「あなたはらっきょうの味を知っていますか?」と、尋ねられれば、多くの人が「あの酸っぱいツンとした味でしょう」と答えると思う。でも、違う。あれは漬けた酢による味なのである。
「エシャロットなら生で食べたことがある」と答える人がいるかもしれないが、エシャロットは南米原産で、らっきょうは中国ヒマラヤ原産である。
らっきょうは、ユリ科かネギ科か意見の分かれるところだそうだが、ユリもタマネギもニラもニンニクもまあ似たようなものなのかもしれない。植物の種は多様で面白い。
これらは、生で食すると味が強烈だが、一度火を通すと、マイルドな食感になる。
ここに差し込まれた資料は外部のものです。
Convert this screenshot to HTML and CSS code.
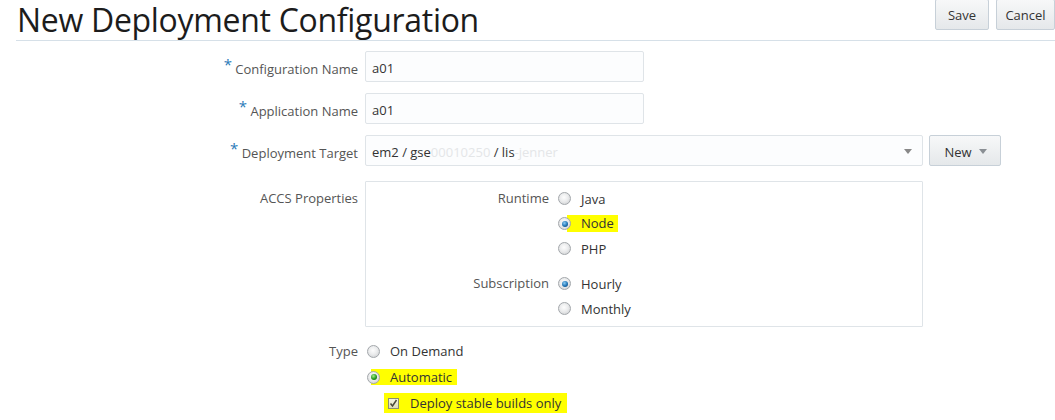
FILE: index.html
```html
<!DOCTYPE html>
<html>
<head>
<meta charset="utf-8">
<link rel="stylesheet" href="styles.css">
</head>
<body>
<div class="header">
  <h1 class="title">New Deployment Configuration</h1>
  <div class="actions">
    <button class="btn btn-save">Save</button>
    <button class="btn btn-cancel">Cancel</button>
  </div>
</div>
<div class="form">
  <div class="row">
    <label class="label label-field"><span class="req">*</span> Configuration Name</label>
    <div class="input short">a01</div>
  </div>
  <div class="row">
    <label class="label label-field"><span class="req">*</span> Application Name</label>
    <div class="input short">a01</div>
  </div>
  <div class="row">
    <label class="label label-field"><span class="req">*</span> Deployment Target</label>
    <div class="select">em2 / gse<span class="blur">00010250</span> / lis<span class="blur">-jenner</span><span class="arrow"></span></div>
    <button class="btn btn-new">New <span class="tri"></span></button>
  </div>
  <div class="row row-top">
    <label class="label label-top">ACCS Properties</label>
    <div class="box">
      <div class="group">
        <div class="glabel">Runtime</div>
        <div class="opts">
          <div class="opt"><span class="radio"></span><span class="otext">Java</span></div>
          <div class="opt"><span class="radio on"></span><span class="otext hl-node">Node</span></div>
          <div class="opt"><span class="radio"></span><span class="otext">PHP</span></div>
        </div>
      </div>
      <div class="group group2">
        <div class="glabel">Subscription</div>
        <div class="opts">
          <div class="opt"><span class="radio on"></span><span class="otext">Hourly</span></div>
          <div class="opt"><span class="radio"></span><span class="otext">Monthly</span></div>
        </div>
      </div>
    </div>
  </div>
  <div class="row row-type">
    <label class="label label-type">Type</label>
    <div class="topts">
      <div class="topt"><div class="tin"><span class="radio"></span><span class="ttext">On Demand</span></div></div>
      <div class="topt"><div class="tin hl-auto"><span class="radio on green"></span><span class="ttext">Automatic</span></div></div>
      <div class="topt"><div class="tin hl-check"><span class="check"><svg width="9" height="9" viewBox="0 0 9 9"><path d="M1.5 4.5 L3.5 7 L7.5 1" fill="none" stroke="#4a4a3a" stroke-width="1.5"/></svg></span><span class="ctext">Deploy stable builds only</span></div></div>
    </div>
  </div>
</div>
</body>
</html>
```
FILE: styles.css
```css
html, body {
  margin: 0;
  padding: 0;
  background: #fff;
  font-family: "Open Sans", "Noto Sans", sans-serif;
  font-size: 13px;
  color: #333;
  width: 1055px;
  height: 420px;
  overflow: hidden;
}
.header {
  display: flex;
  justify-content: space-between;
  align-items: flex-start;
  margin-left: 16px;
  height: 40px;
  border-bottom: 1px solid #d6e0e8;
}
.title {
  margin: 0;
  padding-left: 1px;
  font-weight: 400;
  font-size: 32px;
  line-height: 40px;
  color: #1c1c1c;
  letter-spacing: -0.3px;
  white-space: nowrap;
}
.actions {
  display: flex;
  gap: 7px;
  margin-top: -1px;
}
.btn {
  font-family: inherit;
  font-size: 13px;
  color: #333;
  background: linear-gradient(#f7f8f9, #e5e8ea);
  border: 1px solid #c7d0d8;
  border-radius: 2px;
  height: 31px;
  padding: 0 12px;
  box-sizing: border-box;
}
.btn-save { width: 54px; padding: 0; }
.btn-cancel { width: 59px; padding: 0; }
.form {
  padding-top: 10px;
}
.row {
  display: flex;
  align-items: center;
  height: 31px;
  margin-bottom: 11px;
}
.label {
  width: 365px;
  flex: none;
  text-align: right;
  padding-right: 7px;
  box-sizing: border-box;
  color: #555;
  font-size: 13px;
  line-height: 20px;
}
.label-field { padding-top: 4px; }
.req {
  color: #2a7ab8;
  font-size: 15px;
  position: relative;
  top: -4px;
}
.input {
  width: 279px;
  height: 31px;
  box-sizing: border-box;
  border: 1px solid #dfe4e8;
  border-radius: 2px;
  background: #fcfdfe;
  padding: 3px 6px 0;
  line-height: 26px;
  color: #333;
}
.select {
  position: relative;
  width: 558px;
  height: 31px;
  box-sizing: border-box;
  border: 1px solid #dfe4e8;
  border-radius: 2px;
  background: #fcfdfe;
  padding: 3px 6px 0;
  line-height: 26px;
  color: #333;
}
.blur { color: #e4e6e8; }
.arrow {
  position: absolute;
  right: 10px;
  top: 13px;
  border-left: 4px solid transparent;
  border-right: 4px solid transparent;
  border-top: 5px solid #888;
}
.btn-new {
  margin-left: 6px;
  width: 72px;
  height: 31px;
  padding: 2px 0 0 1px;
  display: flex;
  align-items: center;
  justify-content: center;
  gap: 7px;
}
.tri {
  border-left: 4px solid transparent;
  border-right: 4px solid transparent;
  border-top: 5px solid #8a8f94;
}
.row-top {
  align-items: flex-start;
  height: 146px;
  margin-top: 15px;
  margin-bottom: 11px;
}
.label-top { padding-top: 7px; }
.box {
  width: 558px;
  height: 146px;
  box-sizing: border-box;
  border: 1px solid #dfe4e8;
  border-radius: 1px;
  padding-top: 4px;
}
.group { display: flex; }
.group2 { margin-top: 10px; }
.glabel {
  width: 183px;
  text-align: right;
  color: #555;
  line-height: 25px;
}
.opts { display: flex; flex-direction: column; margin-left: 9px; }
.opt {
  display: flex;
  align-items: center;
  height: 25px;
}
.radio {
  width: 13px;
  height: 13px;
  border-radius: 50%;
  box-sizing: border-box;
  border: 1px solid #a3a7ab;
  background: radial-gradient(circle at 45% 40%, #fdfdfd 0%, #ebeced 45%, #c8cacc 100%);
  flex: none;
  position: relative;
  z-index: 1;
}
.radio.on::after {
  content: "";
  position: absolute;
  left: 2.5px;
  top: 2.5px;
  width: 6px;
  height: 6px;
  border-radius: 50%;
  background: radial-gradient(circle at 40% 35%, #8ccdf4 0%, #1f73b4 55%, #0b3c68 100%);
}
.radio.on.green::after {
  background: radial-gradient(circle at 40% 35%, #a3ea8c 0%, #239a1c 55%, #0a4a09 100%);
}
.otext {
  margin-left: 10px;
  line-height: 20px;
  color: #333;
}
.hl-node {
  background: #ffff00;
  margin-left: -4px;
  padding-left: 14px;
  padding-right: 4px;
  height: 17px;
  line-height: 17px;
}
.row-type {
  align-items: flex-start;
  height: auto;
  margin: 0;
}
.label-type { line-height: 26px; }
.topts { display: flex; flex-direction: column; margin-left: 2px; }
.topt { display: flex; align-items: center; height: 26px; }
.tin { display: flex; align-items: center; }
.ttext { margin-left: 10px; }
.hl-auto {
  background: linear-gradient(90deg, transparent 0, transparent 4px, #ffff00 4px);
  width: 90px;
  height: 16px;
}
.hl-check {
  background: #ffff00;
  width: 183px;
  height: 20px;
  margin-left: 17px;
  padding-left: 4px;
  box-sizing: border-box;
}
.check {
  width: 11px;
  height: 11px;
  box-sizing: border-box;
  border: 1px solid #8a8f70;
  background: linear-gradient(#f5f5e4, #dcdcb8);
  display: flex;
  align-items: center;
  justify-content: center;
  flex: none;
}
.check svg { display: block; }
.ctext { margin-left: 11px; }
```
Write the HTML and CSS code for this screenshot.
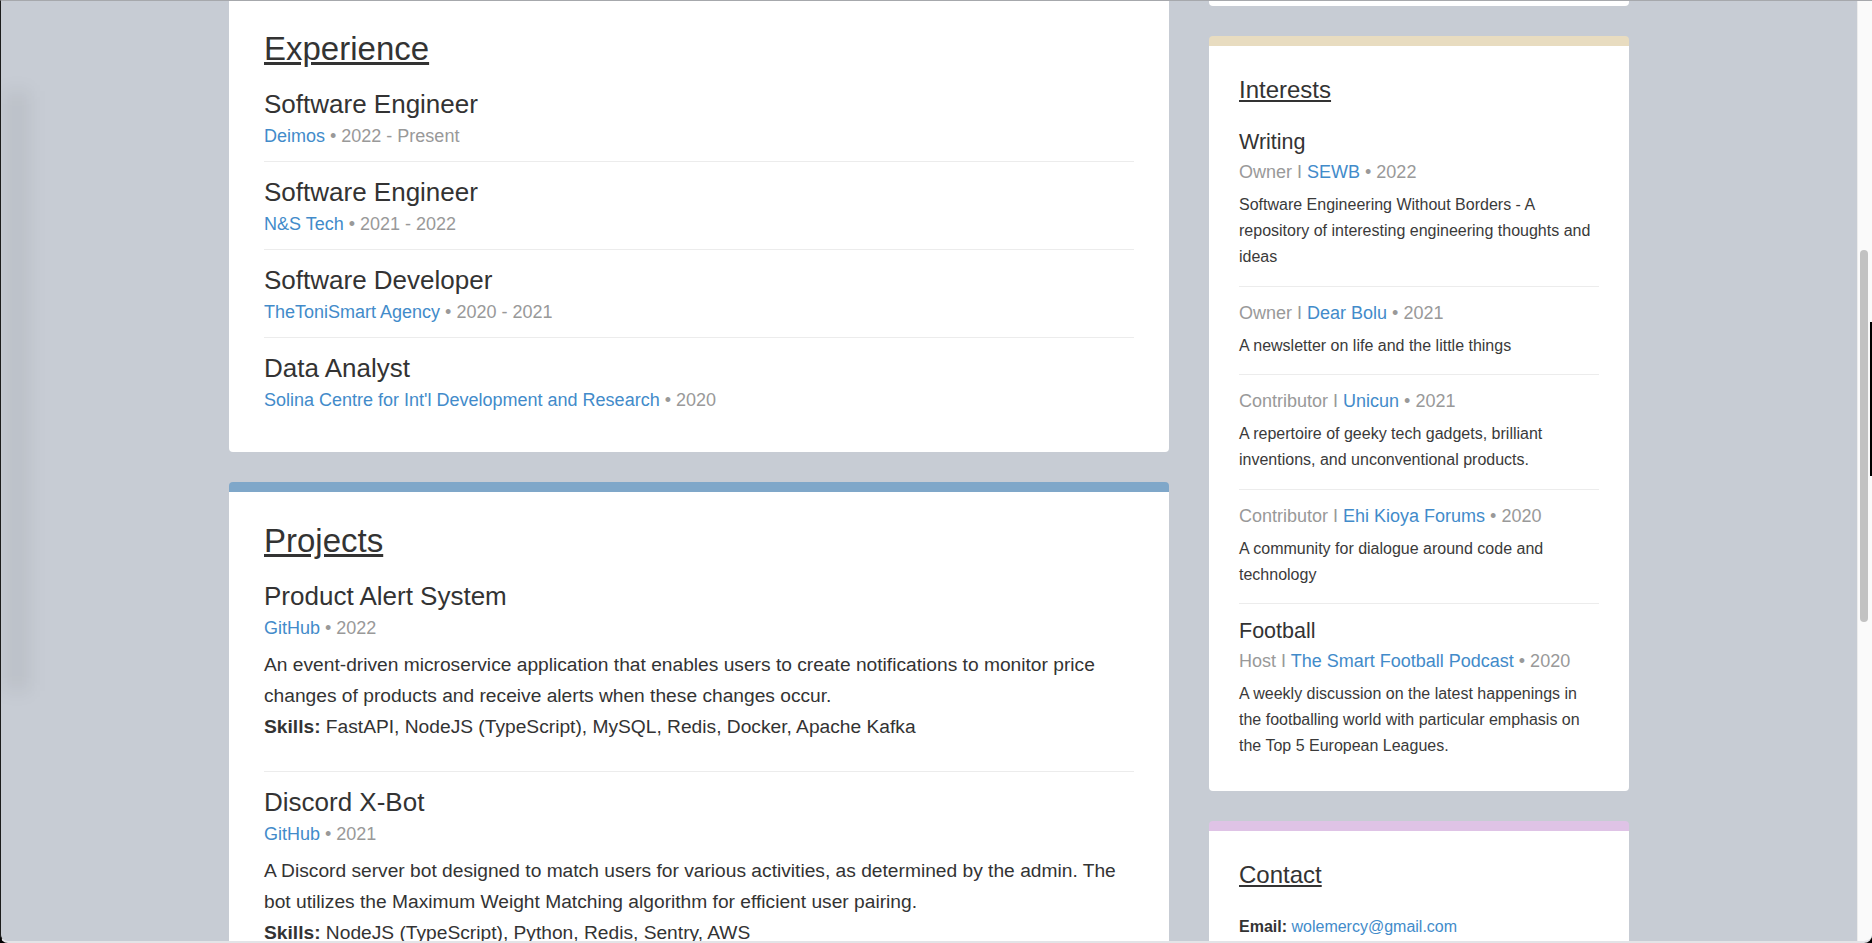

バーベキューなどで焼いたニンニクを食べてみれば味が柔らかいので驚かされる。
では、らっきょうの天ぷらを食するとどういう味がするのか。
らっきょうの産地の男に勧められて、らっきょうを買って来た友人がらっきょうの天ぷらを作ってくれた。
これははっきり言って意外とウマいのである。
ユリでもない。タマネギでもない。ジャガイモでもない。何とも不思議な柔らかさの食感である。
味は極めて薄く、初めての人は、言われなければこれがらっきょうであるとはわからないことだろう。
そしてそこには微塵もあの臭さと酸っぱさなんてない。
味についても先入観は怖い。
らっきょうは6月が、まさに今が旬だそうである。読者も、もしこれを漬けるために買うことがあれば、試しにいくつか天ぷらにして食して欲しい。驚くこと請け合いである。